A Study Assessing Romiplostim to Treat Low Platelet Counts after Chemotherapy and Autologous Stem Cell Transplantation in People with Blood Cancers


Full Title

An Open-Label, Pilot Study of Romiplostim for Conditioning Regimen-Related Thrombocytopenia after High-Dose Therapy and Autologous Hematopoietic Cell Transplantation


Platelets are blood cells that help the body to form clots to stop bleeding. Chemotherapy and autologous hematopoietic cell transplantation (healthy blood stem cells from a patient’s own body used to replace diseased or damaged bone marrow) can lower platelet counts, requiring patients to receive platelet transfusions.

Romiplostim is a medication designed to increase platelet production. In this study, researchers are assessing romiplostim to see if it can improve the recovery of platelet counts in patients receiving chemotherapy for an autologous stem cell transplant for a blood cancer and reduce the need for platelet transfusions.

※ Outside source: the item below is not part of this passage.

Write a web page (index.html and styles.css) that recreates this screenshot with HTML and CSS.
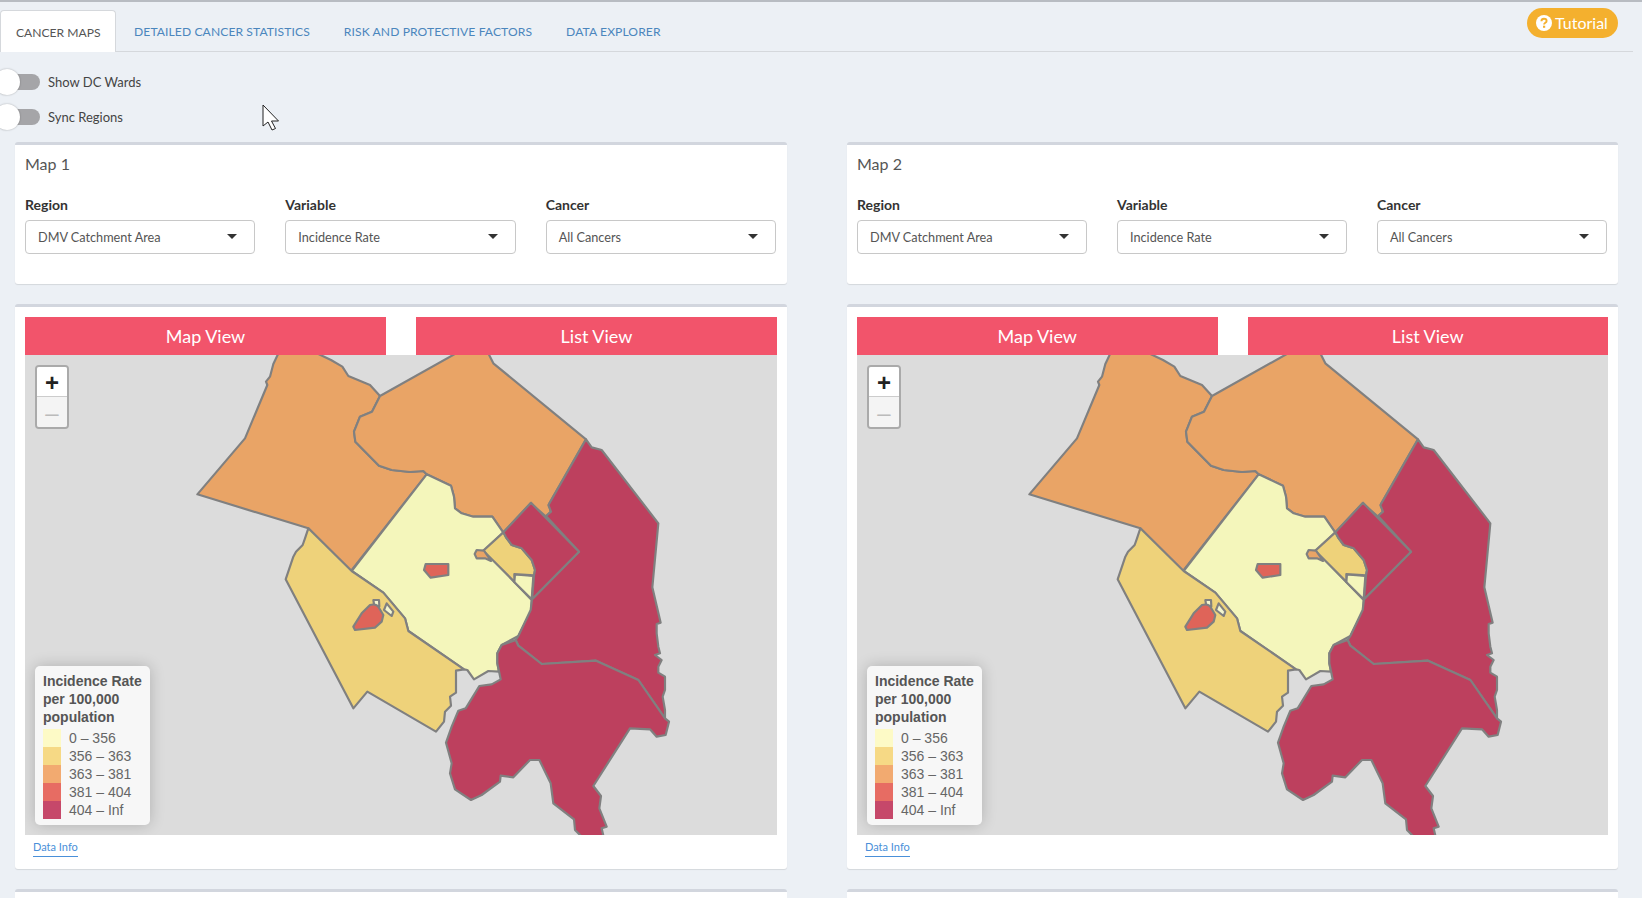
FILE: index.html
```html
<!DOCTYPE html>
<html lang="en">
<head>
    <meta charset="UTF-8">
    <meta name="viewport" content="width=device-width, initial-scale=1.0">
    <title>Cancer Maps</title>
    <link rel="stylesheet" href="styles.css">
</head>
<body>
    <!-- Top tabs -->
    <header class="tabbar">
        <nav class="tabs">
            <a class="tab active">CANCER MAPS</a>
            <a class="tab">DETAILED CANCER STATISTICS</a>
            <a class="tab">RISK AND PROTECTIVE FACTORS</a>
            <a class="tab">DATA EXPLORER</a>
        </nav>
        <button class="tutorial">
            <svg class="tutorial-icon" viewBox="0 0 16 16">
                <circle cx="8" cy="8" r="8" fill="#fff"/>
                <path d="M5.4 6.2C5.5 4.6 6.6 3.8 8 3.8c1.5 0 2.6.9 2.6 2.1 0 1.900-2.500 1.900-2.500 3.700" fill="none" stroke="#f4b02e" stroke-width="1.900"/>
                <rect x="7" y="10.700" width="2.200" height="2.100" fill="#f4b02e"/>
            </svg>
            Tutorial
        </button>
    </header>

    <!-- Switches -->
    <div class="switches">
        <div class="switch-row"><span class="switch"></span>Show DC Wards</div>
        <div class="switch-row"><span class="switch"></span>Sync Regions</div>
    </div>

    <svg class="cursor" viewBox="0 0 18 27">
        <path d="M1 1V22L6 18L10 26L13.500 24.500L9.500 17L16.500 17Z" fill="#fff" stroke="#222" stroke-width="1"/>
    </svg>

    <main class="columns">
        <!-- Map 1 -->
        <section class="column">
            <div class="panel controls">
                <h3 class="panel-title">Map 1</h3>
                <div class="fields">
                    <div class="field"><label>Region</label><div class="select">DMV Catchment Area</div></div>
                    <div class="field"><label>Variable</label><div class="select">Incidence Rate</div></div>
                    <div class="field"><label>Cancer</label><div class="select">All Cancers</div></div>
                </div>
            </div>
            <div class="panel map-panel">
                <div class="view-buttons">
                    <div class="view-button">Map View</div>
                    <div class="view-button">List View</div>
                </div>
                <div class="map">
                    <svg class="map-svg" viewBox="-435 45 2256 1440">
                        <defs>
                            <g id="dmvShapes" stroke="#808080" stroke-width="6.500" stroke-linejoin="round">
                                <!-- west -->
                                <polygon fill="#e9a466" points="330,30 310,72 300,110 288,125 292,135 225,295 82,463 415,565 543,693 770,403 760,393 720,396 665,390 627,377 556,305 552,275 570,230 606,215 630,168 600,135 535,108 517,80 483,60 420,30"/>
                                <!-- north -->
                                <polygon fill="#e9a466" points="876,30 630,168 606,215 570,230 552,275 556,305 627,377 665,390 720,396 760,393 770,403 843,437 852,470 855,505 875,520 910,530 967,530 1000,578 1082,490 1128,530 1142,515 1137,492 1248,298 970,70 950,30"/>
                                <!-- center -->
                                <polygon fill="#f4f6bb" points="770,403 843,437 852,470 855,505 875,520 910,530 967,530 1000,578 942,632 1032,725 1085,780 1083,815 1045,888 995,915 982,940 982,970 987,995 955,993 912,1018 892,990 882,988 715,873 705,835 640,758 545,693"/>
                                <polygon fill="#f4f6bb" points="1035,703 1090,708 1085,778 1032,725"/>
                                <!-- south west -->
                                <g transform="translate(300 480)">
                                    <polygon fill="#eed27a" points="115,85 105,115 98,135 78,155 70,170 47,238 250,625 292,575 498,695 522,665 525,635 543,617 540,590 558,578 558,512 582,508 415,393 405,355 340,278 245,213"/>
                                    <polygon fill="#eed27a" points="700,97 640,152 733,245 733,222 792,226 795,210 785,180 755,145 725,135 708,112"/>
                                    <!-- east -->
                                    <polygon fill="#bd405e" points="948,-182 965,-158 995,-150 1165,70 1147,262 1172,368 1160,372 1160,400 1165,440 1170,460 1155,465 1175,480 1165,500 1165,518 1185,530 1185,570 1178,590 1185,630 1185,655 1105,540 978,482 815,492 745,437 737,420 745,408 782,330 786,298 927,155 828,48 843,35 835,15 837,12"/>
                                    <!-- south -->
                                    <polygon fill="#bd405e" points="737,420 745,437 815,492 978,482 1105,540 1185,655 1197,665 1187,705 1160,710 1140,688 1080,685 970,858 993,888 988,925 1010,980 995,985 1003,1020 945,1020 915,990 912,958 850,910 842,850 808,780 780,780 730,832 692,827 690,845 635,885 603,900 555,868 540,820 545,790 528,728 545,680 565,632 587,625 628,558 665,553 692,538 682,490 682,460 695,435"/>
                                    <!-- dc -->
                                    <polygon fill="#bd405e" points="783,8 700,97 708,112 725,135 755,145 785,180 795,210 792,226 786,298 927,155"/>
                                    <polygon fill="#df6459" points="467,192 535,192 535,225 482,233 462,210"/>
                                    <polygon fill="#df6459" points="300,315 320,312 340,345 335,365 315,383 255,390 250,380 275,340"/>
                                    <polygon fill="#f4f6cf" points="310,300 327,300 328,320 312,312"/>
                                    <polygon fill="#f4f6cf" points="350,310 370,335 365,348 342,330"/>
                                </g>
                                <polygon fill="#e9a466" points="920,630 942,632 963,663 945,655 920,655 914,642"/>
                            </g>
                        </defs>
                        <use href="#dmvShapes"/>
                    </svg>
                    <div class="zoom-control">
                        <div class="zoom-in">+</div>
                        <div class="zoom-out">&ndash;</div>
                    </div>
                    <div class="legend">
                        <div class="legend-title">Incidence Rate<br>per 100,000<br>population</div>
                        <div class="legend-row"><i class="swatch s1"></i>0 &ndash; 356</div>
                        <div class="legend-row"><i class="swatch s2"></i>356 &ndash; 363</div>
                        <div class="legend-row"><i class="swatch s3"></i>363 &ndash; 381</div>
                        <div class="legend-row"><i class="swatch s4"></i>381 &ndash; 404</div>
                        <div class="legend-row"><i class="swatch s5"></i>404 &ndash; Inf</div>
                    </div>
                </div>
                <a class="data-info">Data Info</a>
            </div>
            <div class="panel stub"></div>
        </section>

        <!-- Map 2 -->
        <section class="column">
            <div class="panel controls">
                <h3 class="panel-title">Map 2</h3>
                <div class="fields">
                    <div class="field"><label>Region</label><div class="select">DMV Catchment Area</div></div>
                    <div class="field"><label>Variable</label><div class="select">Incidence Rate</div></div>
                    <div class="field"><label>Cancer</label><div class="select">All Cancers</div></div>
                </div>
            </div>
            <div class="panel map-panel">
                <div class="view-buttons">
                    <div class="view-button">Map View</div>
                    <div class="view-button">List View</div>
                </div>
                <div class="map">
                    <svg class="map-svg" viewBox="-435 45 2256 1440">
                        <use href="#dmvShapes"/>
                    </svg>
                    <div class="zoom-control">
                        <div class="zoom-in">+</div>
                        <div class="zoom-out">&ndash;</div>
                    </div>
                    <div class="legend">
                        <div class="legend-title">Incidence Rate<br>per 100,000<br>population</div>
                        <div class="legend-row"><i class="swatch s1"></i>0 &ndash; 356</div>
                        <div class="legend-row"><i class="swatch s2"></i>356 &ndash; 363</div>
                        <div class="legend-row"><i class="swatch s3"></i>363 &ndash; 381</div>
                        <div class="legend-row"><i class="swatch s4"></i>381 &ndash; 404</div>
                        <div class="legend-row"><i class="swatch s5"></i>404 &ndash; Inf</div>
                    </div>
                </div>
                <a class="data-info">Data Info</a>
            </div>
            <div class="panel stub"></div>
        </section>
    </main>
</body>
</html>
```

FILE: styles.css
```css
html, body {
    margin: 0;
    height: 100%;
    overflow: hidden;
}

body {
    position: relative;
    background-color: #ecf0f5;
    border-top: 2px solid #b8bcc2;
    box-sizing: border-box;
    font-family: Lato, "Noto Sans", sans-serif;
    color: #444;
}

/* Tabs */
.tabbar {
    display: flex;
    justify-content: space-between;
    align-items: flex-start;
    height: 50px;
    box-sizing: border-box;
    margin-right: 9px;
    border-bottom: 1px solid #d5d8dc;
}

.tabs {
    display: flex;
    padding-top: 8px;
}

.tab {
    height: 41px;
    box-sizing: border-box;
    padding: 0 17px;
    line-height: 43px;
    font-size: 12.100px;
    letter-spacing: 0.1px;
    color: #4b86bd;
}

.tab.active {
    width: 116px;
    margin-right: 1px;
    padding: 0 0 0 15px;
    background-color: #fff;
    border: 1px solid #d5d8dc;
    border-bottom: none;
    border-radius: 4px 4px 0 0;
    letter-spacing: 0;
    color: #555;
    height: 42px;
}

.tutorial {
    display: flex;
    align-items: center;
    gap: 3px;
    width: 91px;
    height: 30px;
    margin: 6px 15px 0 0;
    padding: 0 0 2px 9px;
    border: none;
    border-radius: 15px;
    background-color: #f4b02e;
    color: #fff;
    font-family: inherit;
    font-size: 16px;
}

.tutorial-icon {
    width: 16px;
    height: 16px;
    margin-top: 2px;
}

/* Switches */
.switches {
    padding-top: 12px;
    margin-bottom: 8px;
}

.switch-row {
    display: flex;
    align-items: center;
    height: 35px;
    font-size: 13px;
    color: #444;
}

.switch {
    position: relative;
    width: 40px;
    height: 16px;
    margin-right: 8px;
    border-radius: 0 8px 8px 0;
    background-color: #a5a5a8;
}

.switch::after {
    content: "";
    position: absolute;
    left: -6px;
    top: -5px;
    width: 26px;
    height: 26px;
    border-radius: 50%;
    background-color: #fff;
    box-shadow: 0 0 2px rgba(0, 0, 0, 0.3);
}

.cursor {
    position: absolute;
    left: 262px;
    top: 102px;
    width: 18px;
    height: 27px;
}

/* Columns and panels */
.columns {
    display: grid;
    grid-template-columns: 772px 771px;
    gap: 60px;
    margin: 7px 0 0 15px;
}

.panel {
    margin-bottom: 20px;
    background-color: #fff;
    border-top: 3px solid #d2d6de;
    border-radius: 3px;
    box-shadow: 0 1px 1px rgba(0, 0, 0, 0.1);
}

/* Next row of panels, cut off by the window */
.stub {
    height: 6px;
    margin-bottom: 0;
    border-radius: 3px 3px 0 0;
    box-shadow: none;
}

.controls {
    height: 142px;
    box-sizing: border-box;
    padding: 0 11px 0 10px;
}

.panel-title {
    margin: 0;
    padding-top: 8px;
    line-height: 22px;
    font-size: 16px;
    font-weight: 400;
    color: #555;
}

.fields {
    display: grid;
    grid-template-columns: repeat(3, 1fr);
    gap: 30px;
    margin-top: 20px;
}

.field label {
    display: block;
    line-height: 20px;
    margin-bottom: 5px;
    font-size: 14px;
    font-weight: 700;
    color: #333;
}

.select {
    position: relative;
    height: 34px;
    box-sizing: border-box;
    padding-left: 12px;
    line-height: 33px;
    background-color: #fff;
    border: 1px solid #c8c8c8;
    border-radius: 4px;
    font-size: 12.700px;
    color: #555;
}

.select::after {
    content: "";
    position: absolute;
    right: 17px;
    top: 13px;
    border-top: 5px solid #333;
    border-left: 5px solid transparent;
    border-right: 5px solid transparent;
}

.map-panel {
    height: 565px;
    box-sizing: border-box;
    padding: 10px 10px 0;
}

.view-buttons {
    display: grid;
    grid-template-columns: 1fr 1fr;
    gap: 30px;
}

.view-button {
    height: 38px;
    line-height: 38px;
    text-align: center;
    background-color: #f2546b;
    color: #fff;
    font-size: 18px;
}

/* Leaflet style map */
.map {
    position: relative;
    height: 480px;
    background-color: #dcdcdc;
    overflow: hidden;
}

.map-svg {
    display: block;
    width: 752px;
    height: 480px;
}

.zoom-control {
    position: absolute;
    left: 10px;
    top: 10px;
    width: 30px;
    border: 2px solid #aaa;
    border-radius: 4px;
    overflow: hidden;
    text-align: center;
    font-family: "Liberation Sans", sans-serif;
    font-size: 24px;
}

.zoom-in, .zoom-out {
    height: 30px;
    line-height: 32px;
}

.zoom-in {
    height: 29px;
    background-color: #fff;
    border-bottom: 1px solid #ccc;
    color: #222;
    font-weight: 700;
}

.zoom-out {
    background-color: #f4f4f4;
    color: #bbb;
}

.legend {
    position: absolute;
    left: 10px;
    bottom: 10px;
    width: 115px;
    height: 159px;
    box-sizing: border-box;
    padding: 6px 8px;
    background-color: #f7f7f7;
    border-radius: 5px;
    box-shadow: 0 0 15px rgba(0, 0, 0, 0.2);
    font-family: "Liberation Sans", Arial, sans-serif;
    font-size: 14px;
    line-height: 18px;
    color: #666;
}

.legend-title {
    margin-bottom: 3px;
    font-weight: 700;
    color: #555;
}

.legend-row {
    display: flex;
    align-items: center;
    height: 18px;
}

.swatch {
    width: 18px;
    height: 18px;
    margin-right: 8px;
}

.s1 { background-color: #fdfac6; }
.s2 { background-color: #f6d985; }
.s3 { background-color: #f2aa70; }
.s4 { background-color: #e76c63; }
.s5 { background-color: #c6486a; }

.data-info {
    display: inline-block;
    margin: 4px 0 0 8px;
    padding-bottom: 2px;
    border-bottom: 1px solid #4a90d9;
    line-height: 15px;
    font-size: 11px;
    color: #4a90d9;
}
```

The U.S. Food and Drug Administration has approved romiplostim to treat low platelet counts in people with a disorder called chronic immune thrombocytopenia; its use in this study is considered investigational. Romiplostim is given as an injection into the skin.


To be eligible for this study, patients must meet several criteria, including but not limited to the following:

  • Patients must be receiving chemotherapy and autologous stem cell transplantation for multiple myeloma, Hodgkin lymphoma, or non-Hodgkin lymphoma.
  • This study is for patients age 18 and older.